In the cooling evening air, Charleston, South Carolina’s notable citizens filed into Hibernian Hall on Meeting Street for the traditional banquet to close their July 4th festivities. The year was 1860, and the host, as always, was the ’76 Association, a society formed by elite Charlestonians in 1810 to pay homage to the Declaration of Independence.
The guest of honor was one of the city’s most beloved figures, William Porcher Miles, Charleston’s representative in the U.S. Congress in Washington. A former professor of mathematics at the College of Charleston, Miles had won his city’s heart with his heroic efforts as a volunteer nurse to combat an epidemic of yellow fever on the coast of Virginia. He was not a planter, and not even a slaveholder, but he believed in the Constitution and in the slave master’s rights sealed by that compact—and he had come to believe that America was best split into two.
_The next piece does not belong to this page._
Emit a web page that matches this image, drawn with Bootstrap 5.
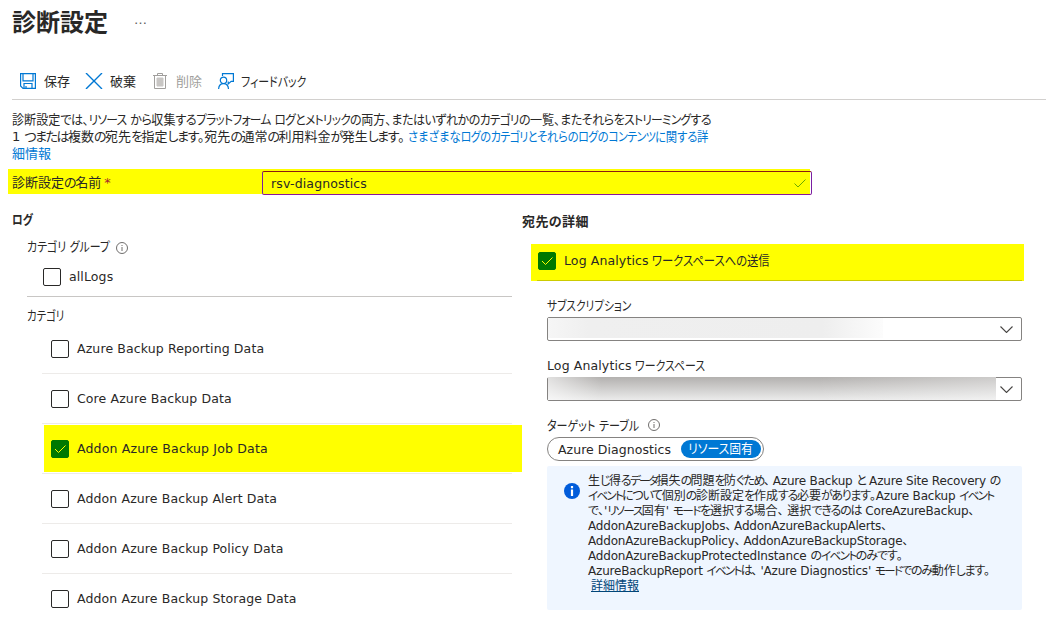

Miles wasn’t happy when, amid the clinking of glasses, a poem approved by the ’76 Association was read out loud in the hall:
The day, when dissevered from Union we be,
In darkness will break, o’er the land and the sea;
The Genius of Liberty, mantled with gloom,
Will despairingly weep o’er America’s doom …
It was just a poem, mere words, sounded with a muted note of elegy. But there was no such thing as “mere words” in the blistering heat of this Charleston summer, with war about to erupt. Words, in 1860, were weapons. And these particular words struck a blow at an equation that secessionists like Miles had labored to forge between their cause and the broader American cause of freedom. This verse presented a quite different idea—the notion, heretical to the secessionist, that the sacred principle of liberty was bound up with Union, with the bonds linking together all of the states, and all of the people of the nation, from Maine to Texas.
So it went for Charleston in this year, beset with a complicated, even excruciating welter of emotions on the question of secession. As determined as so many in Charleston were to defend their way of life, based on slavery, under sharp challenge from the North, still there was room for nostalgic feeling for the Union and for the ideals set forth in the Declaration.
Independence Day in Charleston had begun as customary, with a blast of cannon fire from the Citadel Green at three o’clock in the morning. Roused from their slumber, Charlestonians made ready for a day of parades by militia units in colorful uniform. In the 102-degree heat, the men of the German Artillery, sweltering in their brass-mounted helmets, could only be pitied.
Surely, the town’s secessionists thought, it would be a fine occasion to trumpet their ripening movement. They would celebrate Independence indeed—the coming liberation of the South from the clutches of the nefarious Union. As odd, even bizarre, as this might seem today, Charleston’s secessionists sincerely felt they were acting in a hallowed American tradition. They saw themselves as rebels against tyranny, just like their forefathers who had defeated the British to win America’s freedom some 80 years before. In this instance, the oppressor was the Yankee Abolitionist in league with the devious Washington politician, together plotting to snatch from the South the constitutional right of an American, any American, to hold property in slaves.